### Provided data ###

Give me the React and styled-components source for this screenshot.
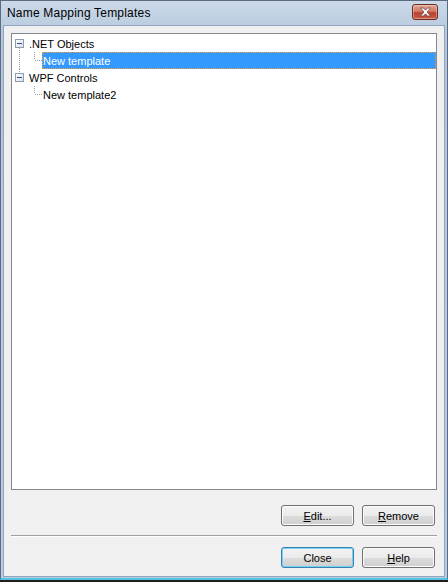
import React from 'react';
import styled, { createGlobalStyle } from 'styled-components';

const GlobalStyle = createGlobalStyle`
  html, body {
    margin: 0;
    padding: 0;
    background: #1e1e1e;
  }
  body {
    font-family: "Liberation Sans", Arial, sans-serif;
    font-size: 11px;
    color: #000;
  }
`;

const Frame = styled.div`
  box-sizing: border-box;
  width: 448px;
  height: 580px;
  display: flex;
  flex-direction: column;
  background: linear-gradient(#cbd9e9, #b3c6dc 40px, #b9cde3);
  border: 1px solid #5b6b80;
  border-bottom: 2px solid #54c3e2;
  padding: 0 2px 1px 2px;
`;

const TitleBar = styled.div`
  height: 24px;
  display: flex;
  align-items: center;
  justify-content: space-between;
  padding: 0 7px 0 4px;
  flex-shrink: 0;
`;

const Title = styled.span`
  font-size: 12px;
  color: #000;
  letter-spacing: 0.2px;
`;

const CloseX = styled.div`
  width: 24px;
  height: 14px;
  margin-top: -2px;
  border: 1px solid #6b2b22;
  border-radius: 3px;
  background: linear-gradient(#e4a592, #d07a66 45%, #b8432f 55%, #c85b45);
  display: flex;
  align-items: center;
  justify-content: center;
  box-shadow: inset 0 0 0 1px rgba(255, 255, 255, 0.35);
`;

const Body = styled.div`
  flex: 1;
  display: flex;
  flex-direction: column;
  background: #f0f0f0;
  border: 1px solid #8fa4bd;
  padding: 7px 7px 8px 7px;
`;

const TreeBox = styled.div`
  height: 453px;
  background: #fff;
  border: 1px solid #828790;
  padding: 1px 0;
  overflow: hidden;
`;

const Row = styled.div`
  display: flex;
  align-items: stretch;
  height: 17px;
`;

const Label = styled.div`
  display: flex;
  align-items: center;
  padding: 0 2px 0 1px;
  white-space: nowrap;
  box-sizing: border-box;
  ${(p) =>
    p.$selected &&
    `
    flex: 1;
    background: #3399ff;
    color: #fff;
    outline: 1px dotted #f2a03c;
    outline-offset: -1px;
  `}
`;

const ButtonRow = styled.div`
  display: flex;
  justify-content: flex-end;
  gap: 8px;
  padding-right: 2px;
  margin-top: ${(p) => p.$top || 0}px;
`;

const Button = styled.button`
  box-sizing: border-box;
  width: 73px;
  height: 21px;
  padding: 0;
  font-family: "Liberation Sans", Arial, sans-serif;
  font-size: 11px;
  color: #000;
  border: 1px solid ${(p) => (p.$default ? '#3c7fb1' : '#707070')};
  border-radius: 3px;
  background: linear-gradient(#f2f2f2, #ebebeb 50%, #dddddd 51%, #cfcfcf);
  box-shadow: inset 0 0 0 1px ${(p) => (p.$default ? '#6fd2f7' : '#fcfcfc')};
`;

const Separator = styled.div`
  height: 0;
  border-top: 1px solid #a0a0a0;
  border-bottom: 1px solid #fff;
  margin: 9px 0 10px 0;
`;

const Key = styled.span`
  text-decoration: underline;
`;

const Expander = ({ lineUp, lineDown }) => (
  <svg width="16" height="17" viewBox="0 0 16 17">
    {lineUp && <line x1="7.5" y1="0" x2="7.5" y2="4" stroke="#a0a0a0" strokeDasharray="1 1" />}
    {lineDown && <line x1="7.5" y1="13" x2="7.5" y2="17" stroke="#a0a0a0" strokeDasharray="1 1" />}
    <defs>
      <linearGradient id="exp" x1="0" y1="0" x2="1" y2="1">
        <stop offset="0" stopColor="#ffffff" />
        <stop offset="1" stopColor="#d8dde6" />
      </linearGradient>
    </defs>
    <rect x="3.5" y="4.5" width="8" height="8" fill="url(#exp)" stroke="#8e9db3" />
    <line x1="5" y1="8.5" x2="10" y2="8.5" stroke="#2d4f8e" />
  </svg>
);

const ChildLines = ({ through }) => (
  <svg width="30" height="17" viewBox="0 0 30 17">
    {through && <line x1="7.5" y1="0" x2="7.5" y2="17" stroke="#a0a0a0" strokeDasharray="1 1" />}
    <line x1="22.5" y1="0" x2="22.5" y2="8" stroke="#a0a0a0" strokeDasharray="1 1" />
    <line x1="23" y1="8.5" x2="30" y2="8.5" stroke="#a0a0a0" strokeDasharray="1 1" />
  </svg>
);

const tree = [
  { name: '.NET Objects', children: [{ name: 'New template', selected: true }] },
  { name: 'WPF Controls', children: [{ name: 'New template2' }] },
];

const App = () => {
  return (
    <>
      <GlobalStyle />
      <Frame>
        <TitleBar>
          <Title>Name Mapping Templates</Title>
          <CloseX>
            <svg width="13" height="10" viewBox="0 0 13 10">
              <path
                d="M1.5 1 L4.5 1 L6.5 3.2 L8.5 1 L11.5 1 L8 5 L11.5 9 L8.5 9 L6.5 6.8 L4.5 9 L1.5 9 L5 5 Z"
                fill="#fff"
                stroke="#6d4a46"
                strokeWidth="0.8"
              />
            </svg>
          </CloseX>
        </TitleBar>
        <Body>
          <TreeBox>
            {tree.map((node, i) => {
              const last = i === tree.length - 1;
              return (
                <React.Fragment key={node.name}>
                  <Row>
                    <Expander lineUp={i > 0} lineDown={!last} />
                    <Label>{node.name}</Label>
                  </Row>
                  {node.children.map((c) => (
                    <Row key={c.name}>
                      <ChildLines through={!last} />
                      <Label $selected={c.selected}>{c.name}</Label>
                    </Row>
                  ))}
                </React.Fragment>
              );
            })}
          </TreeBox>
          <ButtonRow $top={15}>
            <Button>
              <Key>E</Key>dit...
            </Button>
            <Button>
              <Key>R</Key>emove
            </Button>
          </ButtonRow>
          <Separator />
          <ButtonRow>
            <Button $default>Close</Button>
            <Button>
              <Key>H</Key>elp
            </Button>
          </ButtonRow>
        </Body>
      </Frame>
    </>
  );
};

export default App;
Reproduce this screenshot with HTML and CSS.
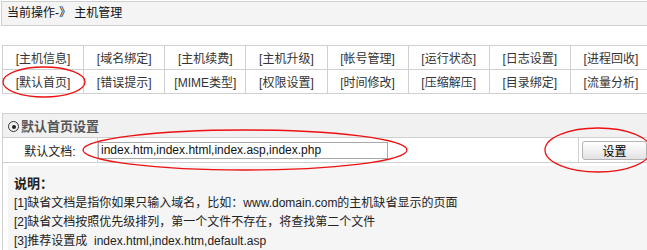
FILE: index.html
```html
<!DOCTYPE html>
<html lang="zh-CN">
<head>
<meta charset="utf-8">
<title>主机管理</title>
<link rel="stylesheet" href="styles.css">
</head>
<body>
<div class="page">
  <div class="crumb">当前操作-》 主机管理</div>

  <table class="tabs">
    <tr>
      <td>[主机信息]</td><td>[域名绑定]</td><td>[主机续费]</td><td>[主机升级]</td>
      <td>[帐号管理]</td><td>[运行状态]</td><td>[日志设置]</td><td>[进程回收]</td>
    </tr>
    <tr>
      <td>[默认首页]</td><td>[错误提示]</td><td>[MIME类型]</td><td>[权限设置]</td>
      <td>[时间修改]</td><td>[压缩解压]</td><td>[目录绑定]</td><td>[流量分析]</td>
    </tr>
  </table>

  <table class="panel">
    <colgroup><col class="c-label"><col class="c-field"><col class="c-action"></colgroup>
    <tr class="panel-title">
      <th colspan="3"><span class="radio"></span>默认首页设置</th>
    </tr>
    <tr class="form-row">
      <td class="label">默认文档:</td>
      <td class="field"><input class="text-input" type="text" value="index.htm,index.html,index.asp,index.php"></td>
      <td class="action"><button class="btn" type="button">设置</button></td>
    </tr>
    <tr>
      <td class="desc-cell" colspan="3">
        <div class="desc">
          <div class="desc-title">说明：</div>
          <div>[1]缺省文档是指你如果只输入域名，比如：www.domain.com的主机缺省显示的页面</div>
          <div>[2]缺省文档按照优先级排列，第一个文件不存在，将查找第二个文件</div>
          <div>[3]推荐设置成&nbsp; index.html,index.htm,default.asp</div>
        </div>
      </td>
    </tr>
  </table>

  <svg class="marks" width="647" height="250" viewBox="0 0 647 250">
    <ellipse cx="44" cy="82" rx="41" ry="15" />
    <ellipse cx="245" cy="150" rx="162" ry="20" />
    <ellipse cx="598" cy="150" rx="53" ry="22" />
  </svg>
</div>
</body>
</html>
```

FILE: styles.css
```css
html, body {
  margin: 0;
  padding: 0;
  background: #fff;
}
body {
  font: 12px "Liberation Sans", "Noto Sans CJK SC", sans-serif;
  color: #222;
}
.page {
  position: relative;
  width: 647px;
  height: 250px;
  overflow: hidden;
}
.crumb {
  margin: 1px 0 0 1px;
  width: 660px;
  height: 23px;
  line-height: 23px;
  padding-left: 5px;
  border: 1px solid #cfcfcf;
  background: #f4f4f4;
  color: #111;
}
.tabs {
  margin: 19px 0 0 2px;
  width: 650px;
  border-collapse: collapse;
  table-layout: fixed;
}
.tabs tr {
  height: 24px;
}
.tabs td {
  border: 1px solid #d0d0d0;
  padding: 0;
  text-align: center;
  color: #333;
  white-space: nowrap;
}
.panel {
  margin: 19px 0 0 2px;
  width: 650px;
  border-collapse: collapse;
  table-layout: fixed;
}
.c-label { width: 95px; }
.c-field { width: 481px; }
.c-action { width: 74px; }
.panel td, .panel th {
  border: 1px solid #d0d0d0;
  padding: 0;
}
.panel-title {
  height: 24px;
}
.panel-title th {
  background: #f1f1f1;
  text-align: left;
  font-size: 13px;
  font-weight: bold;
  color: #555;
  padding-left: 5px;
  white-space: nowrap;
}
.radio {
  display: inline-block;
  box-sizing: border-box;
  width: 11px;
  height: 11px;
  border: 1px solid #333;
  border-radius: 50%;
  margin-right: 2px;
  vertical-align: -1px;
  position: relative;
}
.radio::after {
  content: "";
  position: absolute;
  left: 2.5px;
  top: 2.5px;
  width: 4px;
  height: 4px;
  border-radius: 50%;
  background: #222;
}
.form-row {
  height: 25px;
}
.label {
  text-align: center;
  color: #222;
}
.field {
  padding-left: 0;
}
.text-input {
  box-sizing: border-box;
  display: block;
  width: 290px;
  height: 17px;
  margin: 0;
  padding: 0 2px;
  border: 1px solid #a8a8a8;
  font: 12px "Liberation Sans", "Noto Sans CJK SC", sans-serif;
  color: #111;
  background: #fff;
}
.action {
  padding-left: 3px !important;
}
.btn {
  display: block;
  box-sizing: border-box;
  width: 65px;
  height: 19px;
  padding: 0;
  border: 1px solid #b4b4b4;
  border-radius: 3px;
  background: linear-gradient(#ffffff, #f1f1f1 50%, #e2e2e2);
  font: 12px "Liberation Sans", "Noto Sans CJK SC", sans-serif;
  color: #000;
}
.desc-cell {
  padding: 3px 0 0 5px !important;
  border-bottom: none !important;
  vertical-align: top;
}
.desc {
  background: #f5f5f5;
  padding: 8px 6px 20px;
  line-height: 19px;
  color: #222;
  white-space: nowrap;
}
.desc-title {
  font-weight: bold;
  font-size: 13px;
  margin-bottom: 1px;
}
.marks {
  position: absolute;
  left: 0;
  top: 0;
  pointer-events: none;
}
.marks ellipse {
  fill: none;
  stroke: #ee1111;
  stroke-width: 1.3;
}
```
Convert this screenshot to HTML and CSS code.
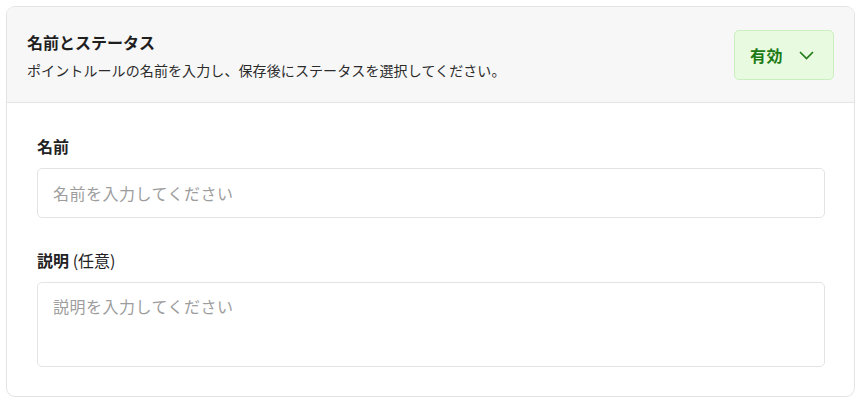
FILE: index.html
```html
<!DOCTYPE html>
<html lang="ja">
<head>
<meta charset="utf-8">
<link rel="stylesheet" href="styles.css">
</head>
<body>
<section class="card">
  <header class="card-head">
    <div class="head-text">
      <h2 class="title">名前とステータス</h2>
      <p class="subtitle">ポイントルールの名前を入力し、保存後にステータスを選択してください。</p>
    </div>
    <button class="status" type="button">
      <span>有効</span>
      <svg class="chev" width="15" height="9" viewBox="0 0 15 9"><path d="M1 1 L7.5 7.5 L14 1" fill="none" stroke="currentColor" stroke-width="1.6"/></svg>
    </button>
  </header>
  <div class="card-body">
    <div class="field">
      <label class="label">名前</label>
      <input class="input" type="text" placeholder="名前を入力してください">
    </div>
    <div class="field">
      <label class="label">説明 <span class="opt">(任意)</span></label>
      <textarea class="textarea" placeholder="説明を入力してください"></textarea>
    </div>
  </div>
</section>
</body>
</html>
```
FILE: styles.css
```css
* { box-sizing: border-box; }
body {
  margin: 0;
  background: #ffffff;
  font-family: "Noto Sans CJK JP", "Noto Sans", sans-serif;
  color: #222;
}
.card {
  margin: 6px 7px 0 6px;
  border: 1px solid #e3e3e3;
  border-radius: 9px;
  overflow: hidden;
  background: #fff;
}
.card-head {
  background: #f7f7f7;
  border-bottom: 1px solid #e5e5e5;
  padding: 21px 20px 20px 20px;
  display: flex;
  align-items: center;
  justify-content: space-between;
}
.title {
  margin: 0;
  font-size: 16px;
  font-weight: 700;
  line-height: 28px;
  color: #1f1f1f;
}
.subtitle {
  margin: 2px 0 0;
  font-size: 14px;
  line-height: 24px;
  letter-spacing: 0.1px;
  color: #2b2b2b;
}
.status {
  height: 50px;
  width: 100px;
  display: flex;
  align-items: center;
  gap: 16px;
  padding: 0 0 0 15px;
  background: #e8fbe0;
  border: 1px solid #c8efbd;
  border-radius: 5px;
  color: #1d7a14;
  font-family: inherit;
  font-size: 16px;
  font-weight: 700;
  letter-spacing: 0.5px;
}
.chev { display: block; color: #1d7a14; }
.card-body {
  padding: 33px 29px 29px 30px;
}
.field { display: flex; flex-direction: column; }
.field + .field { margin-top: 32px; }
.label {
  font-size: 16px;
  font-weight: 700;
  line-height: 20px;
  color: #222;
  margin-bottom: 12px;
}
.opt { font-weight: 400; }
.input, .textarea {
  width: 100%;
  border: 1px solid #e3e3e3;
  border-radius: 5px;
  font-family: inherit;
  font-size: 16px;
  letter-spacing: 0.5px;
  color: #222;
  padding: 0 15px;
  outline: none;
  background: #fff;
}
.input { height: 50px; }
.textarea {
  height: 85px;
  padding-top: 11px;
  line-height: 24px;
  resize: none;
  display: block;
}
.input::placeholder, .textarea::placeholder { color: #9d9d9d; }
```
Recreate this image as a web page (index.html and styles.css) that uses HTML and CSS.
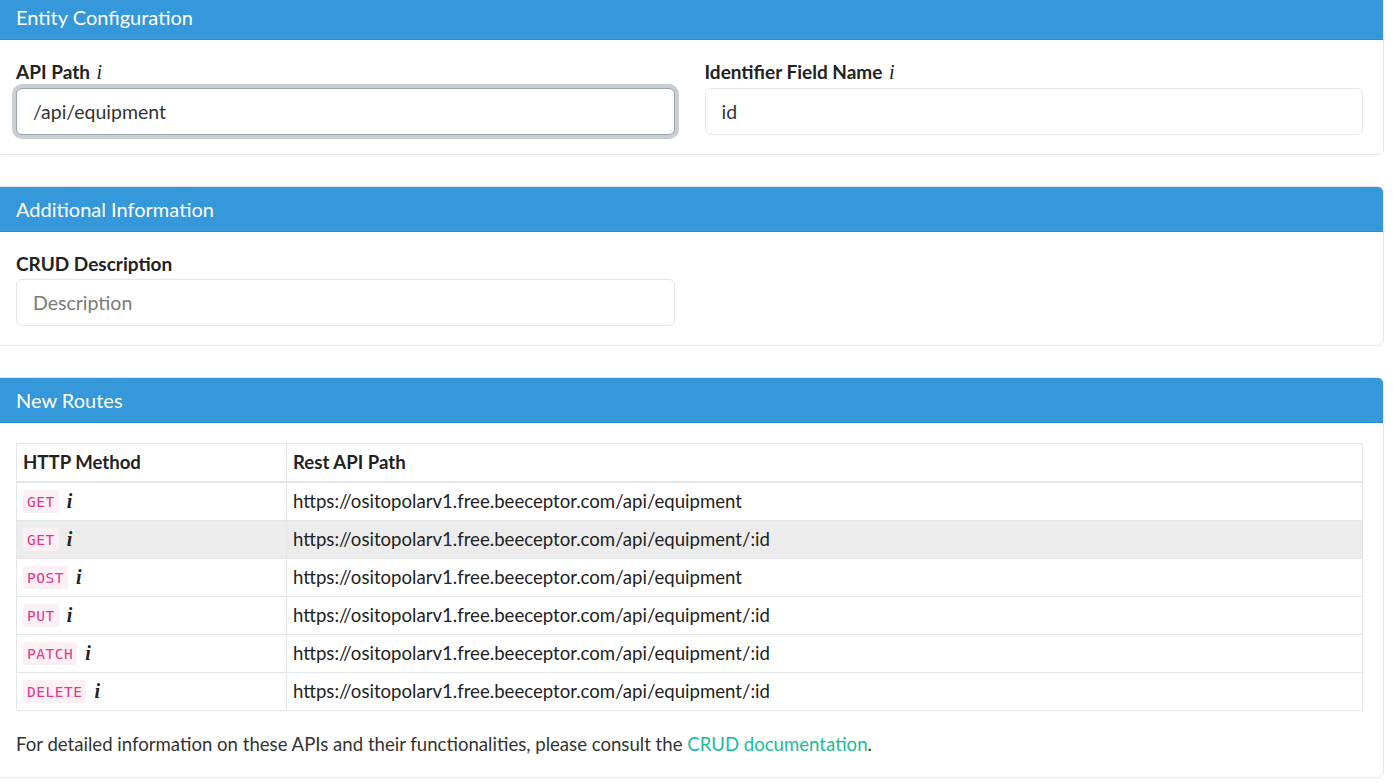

###

#### To do
Among the records above, how many lines carry the string "this"? Reply with the number alone.

#### Result of the task
4